§ **GOAL OF THE EXERCISE**
Copy all the material that follows, keeping every character the same.

§ **INFORMATION PROVIDED**
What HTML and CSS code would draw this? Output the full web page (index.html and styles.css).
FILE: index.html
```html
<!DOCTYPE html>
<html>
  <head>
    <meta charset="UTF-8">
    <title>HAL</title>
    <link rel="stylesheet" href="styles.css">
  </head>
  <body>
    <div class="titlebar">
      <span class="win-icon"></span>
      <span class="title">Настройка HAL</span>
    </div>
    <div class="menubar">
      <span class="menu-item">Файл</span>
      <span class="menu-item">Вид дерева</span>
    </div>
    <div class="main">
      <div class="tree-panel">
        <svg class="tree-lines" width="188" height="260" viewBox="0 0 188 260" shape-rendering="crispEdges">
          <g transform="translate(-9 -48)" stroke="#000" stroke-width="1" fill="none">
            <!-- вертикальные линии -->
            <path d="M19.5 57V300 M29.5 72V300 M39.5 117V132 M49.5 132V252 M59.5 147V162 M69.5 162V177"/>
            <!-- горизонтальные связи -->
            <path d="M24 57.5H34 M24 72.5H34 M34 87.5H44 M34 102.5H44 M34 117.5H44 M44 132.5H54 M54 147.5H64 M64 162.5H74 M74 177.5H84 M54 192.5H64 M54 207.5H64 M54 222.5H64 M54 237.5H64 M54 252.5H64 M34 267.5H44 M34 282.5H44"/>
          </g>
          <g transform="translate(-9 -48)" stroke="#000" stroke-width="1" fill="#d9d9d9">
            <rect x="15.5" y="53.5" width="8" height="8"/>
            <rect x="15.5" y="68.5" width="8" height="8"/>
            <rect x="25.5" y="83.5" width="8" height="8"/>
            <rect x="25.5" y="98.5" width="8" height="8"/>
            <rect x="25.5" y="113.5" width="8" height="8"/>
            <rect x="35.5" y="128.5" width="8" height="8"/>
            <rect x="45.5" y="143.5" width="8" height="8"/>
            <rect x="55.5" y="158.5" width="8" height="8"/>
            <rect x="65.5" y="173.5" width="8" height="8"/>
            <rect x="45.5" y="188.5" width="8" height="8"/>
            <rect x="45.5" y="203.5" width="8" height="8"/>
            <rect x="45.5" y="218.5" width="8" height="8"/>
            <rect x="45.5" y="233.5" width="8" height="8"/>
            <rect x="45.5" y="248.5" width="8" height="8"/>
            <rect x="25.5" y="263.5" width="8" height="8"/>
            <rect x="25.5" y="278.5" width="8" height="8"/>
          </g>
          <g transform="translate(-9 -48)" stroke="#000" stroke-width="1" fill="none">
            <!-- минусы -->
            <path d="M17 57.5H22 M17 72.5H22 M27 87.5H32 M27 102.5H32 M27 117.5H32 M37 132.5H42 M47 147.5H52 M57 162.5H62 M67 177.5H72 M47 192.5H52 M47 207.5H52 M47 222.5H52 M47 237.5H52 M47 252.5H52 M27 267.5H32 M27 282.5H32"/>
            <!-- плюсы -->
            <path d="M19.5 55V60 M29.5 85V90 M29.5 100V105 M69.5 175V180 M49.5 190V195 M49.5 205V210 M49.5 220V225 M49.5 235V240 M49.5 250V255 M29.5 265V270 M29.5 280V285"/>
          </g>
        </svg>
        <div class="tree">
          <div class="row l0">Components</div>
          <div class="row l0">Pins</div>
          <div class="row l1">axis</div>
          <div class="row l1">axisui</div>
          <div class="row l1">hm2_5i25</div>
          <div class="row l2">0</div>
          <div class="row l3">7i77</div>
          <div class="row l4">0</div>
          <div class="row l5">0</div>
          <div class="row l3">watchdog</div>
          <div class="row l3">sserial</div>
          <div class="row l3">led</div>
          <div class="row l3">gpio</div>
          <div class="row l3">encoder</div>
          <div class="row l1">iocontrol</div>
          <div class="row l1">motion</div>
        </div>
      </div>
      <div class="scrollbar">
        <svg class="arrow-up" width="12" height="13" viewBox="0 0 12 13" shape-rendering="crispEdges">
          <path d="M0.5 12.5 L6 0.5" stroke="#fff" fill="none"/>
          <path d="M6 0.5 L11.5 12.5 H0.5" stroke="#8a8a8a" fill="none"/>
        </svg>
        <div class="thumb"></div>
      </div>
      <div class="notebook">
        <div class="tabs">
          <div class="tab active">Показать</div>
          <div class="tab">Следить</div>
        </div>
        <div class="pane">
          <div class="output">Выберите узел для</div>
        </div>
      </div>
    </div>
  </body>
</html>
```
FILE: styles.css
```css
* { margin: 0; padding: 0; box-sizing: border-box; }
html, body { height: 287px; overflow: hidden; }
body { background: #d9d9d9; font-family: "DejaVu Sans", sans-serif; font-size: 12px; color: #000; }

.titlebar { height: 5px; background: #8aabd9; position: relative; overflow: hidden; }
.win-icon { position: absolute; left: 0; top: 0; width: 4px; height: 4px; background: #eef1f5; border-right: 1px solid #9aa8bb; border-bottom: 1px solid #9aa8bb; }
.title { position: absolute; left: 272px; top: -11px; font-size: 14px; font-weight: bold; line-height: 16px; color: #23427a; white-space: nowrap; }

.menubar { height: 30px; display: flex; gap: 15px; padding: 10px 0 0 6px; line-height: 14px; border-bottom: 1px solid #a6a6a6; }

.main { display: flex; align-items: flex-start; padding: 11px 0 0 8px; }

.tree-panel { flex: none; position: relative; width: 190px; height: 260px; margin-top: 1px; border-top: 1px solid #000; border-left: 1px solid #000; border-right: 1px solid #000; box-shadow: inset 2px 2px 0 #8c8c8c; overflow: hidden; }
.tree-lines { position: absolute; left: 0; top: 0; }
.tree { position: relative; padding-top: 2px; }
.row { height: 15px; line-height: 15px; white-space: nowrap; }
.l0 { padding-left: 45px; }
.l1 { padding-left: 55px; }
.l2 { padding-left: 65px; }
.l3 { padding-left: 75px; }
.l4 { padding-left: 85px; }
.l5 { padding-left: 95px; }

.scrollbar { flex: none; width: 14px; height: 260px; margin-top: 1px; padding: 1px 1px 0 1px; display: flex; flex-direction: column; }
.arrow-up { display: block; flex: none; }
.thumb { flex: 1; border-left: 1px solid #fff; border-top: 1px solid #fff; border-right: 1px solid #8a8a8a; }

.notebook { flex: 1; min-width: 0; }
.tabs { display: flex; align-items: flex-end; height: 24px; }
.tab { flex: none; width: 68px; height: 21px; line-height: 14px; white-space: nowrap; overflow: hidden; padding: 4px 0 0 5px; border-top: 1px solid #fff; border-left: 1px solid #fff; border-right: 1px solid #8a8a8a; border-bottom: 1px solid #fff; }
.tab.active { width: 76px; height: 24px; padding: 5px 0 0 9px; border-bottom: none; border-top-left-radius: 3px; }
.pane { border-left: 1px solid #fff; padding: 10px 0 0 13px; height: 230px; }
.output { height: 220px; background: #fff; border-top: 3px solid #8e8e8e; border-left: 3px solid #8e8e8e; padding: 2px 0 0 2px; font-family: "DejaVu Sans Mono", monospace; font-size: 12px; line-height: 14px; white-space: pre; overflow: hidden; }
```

§ **SOLUTION TO THE PROBLEM**
What HTML and CSS code would draw this? Output the full web page (index.html and styles.css).
FILE: index.html
```html
<!DOCTYPE html>
<html>
  <head>
    <meta charset="UTF-8">
    <title>HAL</title>
    <link rel="stylesheet" href="styles.css">
  </head>
  <body>
    <div class="titlebar">
      <span class="win-icon"></span>
      <span class="title">Настройка HAL</span>
    </div>
    <div class="menubar">
      <span class="menu-item">Файл</span>
      <span class="menu-item">Вид дерева</span>
    </div>
    <div class="main">
      <div class="tree-panel">
        <svg class="tree-lines" width="188" height="260" viewBox="0 0 188 260" shape-rendering="crispEdges">
          <g transform="translate(-9 -48)" stroke="#000" stroke-width="1" fill="none">
            <!-- вертикальные линии -->
            <path d="M19.5 57V300 M29.5 72V300 M39.5 117V132 M49.5 132V252 M59.5 147V162 M69.5 162V177"/>
            <!-- горизонтальные связи -->
            <path d="M24 57.5H34 M24 72.5H34 M34 87.5H44 M34 102.5H44 M34 117.5H44 M44 132.5H54 M54 147.5H64 M64 162.5H74 M74 177.5H84 M54 192.5H64 M54 207.5H64 M54 222.5H64 M54 237.5H64 M54 252.5H64 M34 267.5H44 M34 282.5H44"/>
          </g>
          <g transform="translate(-9 -48)" stroke="#000" stroke-width="1" fill="#d9d9d9">
            <rect x="15.5" y="53.5" width="8" height="8"/>
            <rect x="15.5" y="68.5" width="8" height="8"/>
            <rect x="25.5" y="83.5" width="8" height="8"/>
            <rect x="25.5" y="98.5" width="8" height="8"/>
            <rect x="25.5" y="113.5" width="8" height="8"/>
            <rect x="35.5" y="128.5" width="8" height="8"/>
            <rect x="45.5" y="143.5" width="8" height="8"/>
            <rect x="55.5" y="158.5" width="8" height="8"/>
            <rect x="65.5" y="173.5" width="8" height="8"/>
            <rect x="45.5" y="188.5" width="8" height="8"/>
            <rect x="45.5" y="203.5" width="8" height="8"/>
            <rect x="45.5" y="218.5" width="8" height="8"/>
            <rect x="45.5" y="233.5" width="8" height="8"/>
            <rect x="45.5" y="248.5" width="8" height="8"/>
            <rect x="25.5" y="263.5" width="8" height="8"/>
            <rect x="25.5" y="278.5" width="8" height="8"/>
          </g>
          <g transform="translate(-9 -48)" stroke="#000" stroke-width="1" fill="none">
            <!-- минусы -->
            <path d="M17 57.5H22 M17 72.5H22 M27 87.5H32 M27 102.5H32 M27 117.5H32 M37 132.5H42 M47 147.5H52 M57 162.5H62 M67 177.5H72 M47 192.5H52 M47 207.5H52 M47 222.5H52 M47 237.5H52 M47 252.5H52 M27 267.5H32 M27 282.5H32"/>
            <!-- плюсы -->
            <path d="M19.5 55V60 M29.5 85V90 M29.5 100V105 M69.5 175V180 M49.5 190V195 M49.5 205V210 M49.5 220V225 M49.5 235V240 M49.5 250V255 M29.5 265V270 M29.5 280V285"/>
          </g>
        </svg>
        <div class="tree">
          <div class="row l0">Components</div>
          <div class="row l0">Pins</div>
          <div class="row l1">axis</div>
          <div class="row l1">axisui</div>
          <div class="row l1">hm2_5i25</div>
          <div class="row l2">0</div>
          <div class="row l3">7i77</div>
          <div class="row l4">0</div>
          <div class="row l5">0</div>
          <div class="row l3">watchdog</div>
          <div class="row l3">sserial</div>
          <div class="row l3">led</div>
          <div class="row l3">gpio</div>
          <div class="row l3">encoder</div>
          <div class="row l1">iocontrol</div>
          <div class="row l1">motion</div>
        </div>
      </div>
      <div class="scrollbar">
        <svg class="arrow-up" width="12" height="13" viewBox="0 0 12 13" shape-rendering="crispEdges">
          <path d="M0.5 12.5 L6 0.5" stroke="#fff" fill="none"/>
          <path d="M6 0.5 L11.5 12.5 H0.5" stroke="#8a8a8a" fill="none"/>
        </svg>
        <div class="thumb"></div>
      </div>
      <div class="notebook">
        <div class="tabs">
          <div class="tab active">Показать</div>
          <div class="tab">Следить</div>
        </div>
        <div class="pane">
          <div class="output">Выберите узел для</div>
        </div>
      </div>
    </div>
  </body>
</html>
```
FILE: styles.css
```css
* { margin: 0; padding: 0; box-sizing: border-box; }
html, body { height: 287px; overflow: hidden; }
body { background: #d9d9d9; font-family: "DejaVu Sans", sans-serif; font-size: 12px; color: #000; }

.titlebar { height: 5px; background: #8aabd9; position: relative; overflow: hidden; }
.win-icon { position: absolute; left: 0; top: 0; width: 4px; height: 4px; background: #eef1f5; border-right: 1px solid #9aa8bb; border-bottom: 1px solid #9aa8bb; }
.title { position: absolute; left: 272px; top: -11px; font-size: 14px; font-weight: bold; line-height: 16px; color: #23427a; white-space: nowrap; }

.menubar { height: 30px; display: flex; gap: 15px; padding: 10px 0 0 6px; line-height: 14px; border-bottom: 1px solid #a6a6a6; }

.main { display: flex; align-items: flex-start; padding: 11px 0 0 8px; }

.tree-panel { flex: none; position: relative; width: 190px; height: 260px; margin-top: 1px; border-top: 1px solid #000; border-left: 1px solid #000; border-right: 1px solid #000; box-shadow: inset 2px 2px 0 #8c8c8c; overflow: hidden; }
.tree-lines { position: absolute; left: 0; top: 0; }
.tree { position: relative; padding-top: 2px; }
.row { height: 15px; line-height: 15px; white-space: nowrap; }
.l0 { padding-left: 45px; }
.l1 { padding-left: 55px; }
.l2 { padding-left: 65px; }
.l3 { padding-left: 75px; }
.l4 { padding-left: 85px; }
.l5 { padding-left: 95px; }

.scrollbar { flex: none; width: 14px; height: 260px; margin-top: 1px; padding: 1px 1px 0 1px; display: flex; flex-direction: column; }
.arrow-up { display: block; flex: none; }
.thumb { flex: 1; border-left: 1px solid #fff; border-top: 1px solid #fff; border-right: 1px solid #8a8a8a; }

.notebook { flex: 1; min-width: 0; }
.tabs { display: flex; align-items: flex-end; height: 24px; }
.tab { flex: none; width: 68px; height: 21px; line-height: 14px; white-space: nowrap; overflow: hidden; padding: 4px 0 0 5px; border-top: 1px solid #fff; border-left: 1px solid #fff; border-right: 1px solid #8a8a8a; border-bottom: 1px solid #fff; }
.tab.active { width: 76px; height: 24px; padding: 5px 0 0 9px; border-bottom: none; border-top-left-radius: 3px; }
.pane { border-left: 1px solid #fff; padding: 10px 0 0 13px; height: 230px; }
.output { height: 220px; background: #fff; border-top: 3px solid #8e8e8e; border-left: 3px solid #8e8e8e; padding: 2px 0 0 2px; font-family: "DejaVu Sans Mono", monospace; font-size: 12px; line-height: 14px; white-space: pre; overflow: hidden; }
```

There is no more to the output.